WHAT THE EXERCISE ASKS » Reproduce the listing below in full and without alteration, apart from its pictures.

MATERIAL PROVIDED »

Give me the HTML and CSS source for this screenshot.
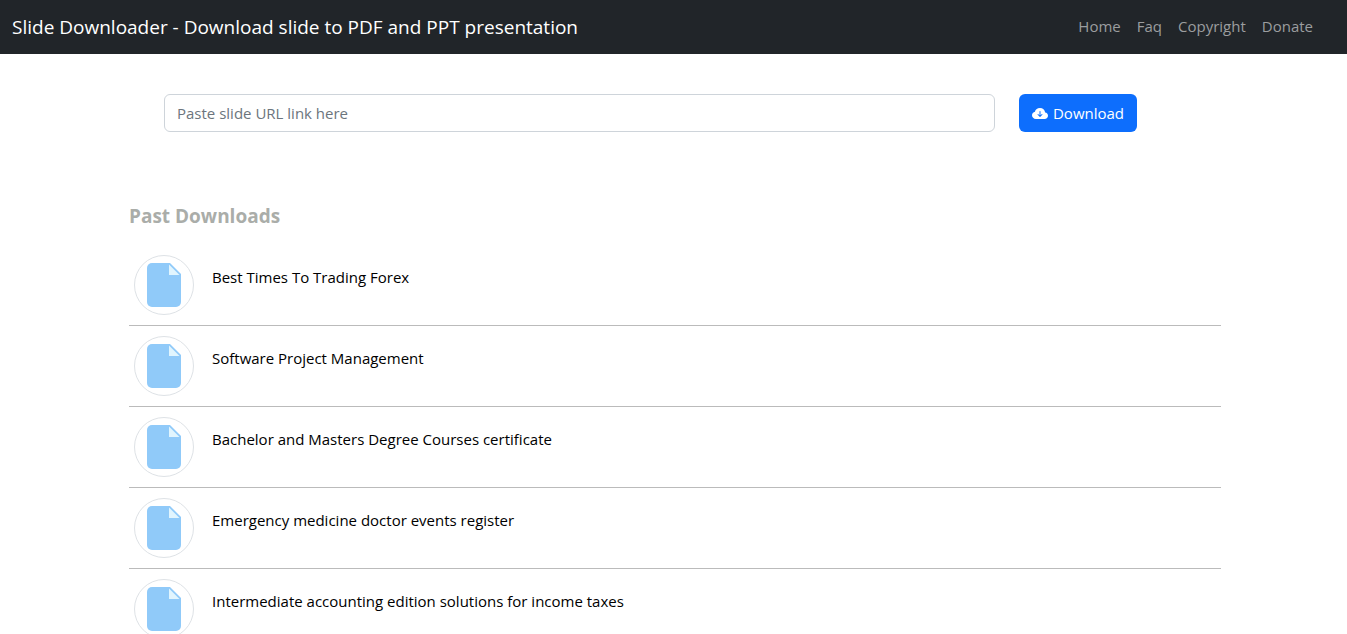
FILE: index.html
```html
<!DOCTYPE html>
<html lang="en">
<head>
<meta charset="utf-8">
<meta name="viewport" content="width=device-width, initial-scale=1">
<title>Slide Downloader</title>
<link rel="stylesheet" href="styles.css">
</head>
<body>
<svg class="defs" aria-hidden="true">
  <symbol id="file" viewBox="0 0 34 44">
    <path fill="#90caf9" d="M5 0H23L34 11V39a5 5 0 0 1-5 5H5a5 5 0 0 1-5-5V5a5 5 0 0 1 5-5z"/>
    <path fill="#e1f5fe" d="M22 1.500V12H32.500z"/>
  </symbol>
</svg>
<header class="navbar">
  <a class="brand" href="#">Slide Downloader - Download slide to PDF and PPT presentation</a>
  <nav class="nav">
    <a href="#">Home</a>
    <a href="#">Faq</a>
    <a href="#">Copyright</a>
    <a href="#">Donate</a>
  </nav>
</header>
<main class="page">
  <form class="search">
    <input class="url" type="text" placeholder="Paste slide URL link here" aria-label="Slide URL">
    <button class="download" type="button">
      <svg class="cloud" viewBox="0 0 16 16" aria-hidden="true"><path fill="currentColor" d="M8 2a5.53 5.53 0 0 0-3.594 1.342c-.766.66-1.321 1.52-1.464 2.383C1.266 6.095 0 7.555 0 9.318 0 11.366 1.708 13 3.781 13h8.906C14.502 13 16 11.57 16 9.773c0-1.636-1.242-2.969-2.834-3.194C12.923 3.999 10.69 2 8 2zm2.354 6.854-2 2a.5.5 0 0 1-.708 0l-2-2a.5.5 0 1 1 .708-.708L7.5 9.293V5.5a.5.5 0 0 1 1 0v3.793l1.146-1.147a.5.5 0 0 1 .708.708z"/></svg>
      Download
    </button>
  </form>
  <section>
    <h1 class="heading">Past Downloads</h1>
    <ul class="list">
      <li class="item"><span class="badge"><svg class="file"><use href="#file"/></svg></span><a href="#">Best Times To Trading Forex</a></li>
      <li class="item"><span class="badge"><svg class="file"><use href="#file"/></svg></span><a href="#">Software Project Management</a></li>
      <li class="item"><span class="badge"><svg class="file"><use href="#file"/></svg></span><a href="#">Bachelor and Masters Degree Courses certificate</a></li>
      <li class="item"><span class="badge"><svg class="file"><use href="#file"/></svg></span><a href="#">Emergency medicine doctor events register</a></li>
      <li class="item"><span class="badge"><svg class="file"><use href="#file"/></svg></span><a href="#">Intermediate accounting edition solutions for income taxes</a></li>
    </ul>
  </section>
</main>
</body>
</html>
```

FILE: styles.css
```css
* { box-sizing: border-box; }
html { overflow: hidden; }
body { margin: 0; background: #fff; color: #000; font: 16px/24px "Segoe UI", "Open Sans", "Noto Sans", sans-serif; }
a { color: inherit; text-decoration: none; }
.defs { display: none; }
.navbar { display: flex; align-items: center; justify-content: space-between; background: #212529; padding: 12px 26px 12px 12px; }
.brand { color: #fff; font-size: 19px; line-height: 30px; }
.nav { display: flex; padding-bottom: 2px; color: #9b9d9f; font-size: 15px; }
.nav a { padding: 0 8px; }
.page { padding: 40px 126px 0 129px; }
.search { display: flex; gap: 24px; padding: 0 84px 0 35px; }
.url { flex: 1; min-width: 0; height: 38px; padding: 6px 12px; border: 1px solid #ced4da; border-radius: 6px; font: inherit; font-size: 15px; }
.url::placeholder { color: #6c757d; opacity: 1; }
.download { display: flex; align-items: center; justify-content: center; gap: 5px; width: 118px; height: 38px; padding: 0; border: 0; border-radius: 6px; background: #0d6efd; color: #fff; font: inherit; font-size: 15px; }
.cloud { width: 16px; height: 16px; margin-top: 2px; }
.heading { margin: 70px 0 0; color: #aaada9; font-size: 19px; line-height: 28px; }
.list { list-style: none; margin: 15px 0 0; padding: 0; }
.item { display: flex; align-items: flex-start; gap: 18px; height: 81px; padding: 10px 5px; border-bottom: 1px solid #bbb; font-size: 15px; }
.item a { margin-top: 10px; }
.badge { display: flex; align-items: center; justify-content: center; width: 60px; height: 60px; border: 1px solid #dee2e6; border-radius: 50%; }
.file { width: 34px; height: 44px; }
```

RESPONSE TO THIS EXERCISE »
Give me the HTML and CSS source for this screenshot.
FILE: index.html
```html
<!DOCTYPE html>
<html lang="en">
<head>
<meta charset="utf-8">
<meta name="viewport" content="width=device-width, initial-scale=1">
<title>Slide Downloader</title>
<link rel="stylesheet" href="styles.css">
</head>
<body>
<svg class="defs" aria-hidden="true">
  <symbol id="file" viewBox="0 0 34 44">
    <path fill="#90caf9" d="M5 0H23L34 11V39a5 5 0 0 1-5 5H5a5 5 0 0 1-5-5V5a5 5 0 0 1 5-5z"/>
    <path fill="#e1f5fe" d="M22 1.500V12H32.500z"/>
  </symbol>
</svg>
<header class="navbar">
  <a class="brand" href="#">Slide Downloader - Download slide to PDF and PPT presentation</a>
  <nav class="nav">
    <a href="#">Home</a>
    <a href="#">Faq</a>
    <a href="#">Copyright</a>
    <a href="#">Donate</a>
  </nav>
</header>
<main class="page">
  <form class="search">
    <input class="url" type="text" placeholder="Paste slide URL link here" aria-label="Slide URL">
    <button class="download" type="button">
      <svg class="cloud" viewBox="0 0 16 16" aria-hidden="true"><path fill="currentColor" d="M8 2a5.53 5.53 0 0 0-3.594 1.342c-.766.66-1.321 1.52-1.464 2.383C1.266 6.095 0 7.555 0 9.318 0 11.366 1.708 13 3.781 13h8.906C14.502 13 16 11.57 16 9.773c0-1.636-1.242-2.969-2.834-3.194C12.923 3.999 10.69 2 8 2zm2.354 6.854-2 2a.5.5 0 0 1-.708 0l-2-2a.5.5 0 1 1 .708-.708L7.5 9.293V5.5a.5.5 0 0 1 1 0v3.793l1.146-1.147a.5.5 0 0 1 .708.708z"/></svg>
      Download
    </button>
  </form>
  <section>
    <h1 class="heading">Past Downloads</h1>
    <ul class="list">
      <li class="item"><span class="badge"><svg class="file"><use href="#file"/></svg></span><a href="#">Best Times To Trading Forex</a></li>
      <li class="item"><span class="badge"><svg class="file"><use href="#file"/></svg></span><a href="#">Software Project Management</a></li>
      <li class="item"><span class="badge"><svg class="file"><use href="#file"/></svg></span><a href="#">Bachelor and Masters Degree Courses certificate</a></li>
      <li class="item"><span class="badge"><svg class="file"><use href="#file"/></svg></span><a href="#">Emergency medicine doctor events register</a></li>
      <li class="item"><span class="badge"><svg class="file"><use href="#file"/></svg></span><a href="#">Intermediate accounting edition solutions for income taxes</a></li>
    </ul>
  </section>
</main>
</body>
</html>
```

FILE: styles.css
```css
* { box-sizing: border-box; }
html { overflow: hidden; }
body { margin: 0; background: #fff; color: #000; font: 16px/24px "Segoe UI", "Open Sans", "Noto Sans", sans-serif; }
a { color: inherit; text-decoration: none; }
.defs { display: none; }
.navbar { display: flex; align-items: center; justify-content: space-between; background: #212529; padding: 12px 26px 12px 12px; }
.brand { color: #fff; font-size: 19px; line-height: 30px; }
.nav { display: flex; padding-bottom: 2px; color: #9b9d9f; font-size: 15px; }
.nav a { padding: 0 8px; }
.page { padding: 40px 126px 0 129px; }
.search { display: flex; gap: 24px; padding: 0 84px 0 35px; }
.url { flex: 1; min-width: 0; height: 38px; padding: 6px 12px; border: 1px solid #ced4da; border-radius: 6px; font: inherit; font-size: 15px; }
.url::placeholder { color: #6c757d; opacity: 1; }
.download { display: flex; align-items: center; justify-content: center; gap: 5px; width: 118px; height: 38px; padding: 0; border: 0; border-radius: 6px; background: #0d6efd; color: #fff; font: inherit; font-size: 15px; }
.cloud { width: 16px; height: 16px; margin-top: 2px; }
.heading { margin: 70px 0 0; color: #aaada9; font-size: 19px; line-height: 28px; }
.list { list-style: none; margin: 15px 0 0; padding: 0; }
.item { display: flex; align-items: flex-start; gap: 18px; height: 81px; padding: 10px 5px; border-bottom: 1px solid #bbb; font-size: 15px; }
.item a { margin-top: 10px; }
.badge { display: flex; align-items: center; justify-content: center; width: 60px; height: 60px; border: 1px solid #dee2e6; border-radius: 50%; }
.file { width: 34px; height: 44px; }
```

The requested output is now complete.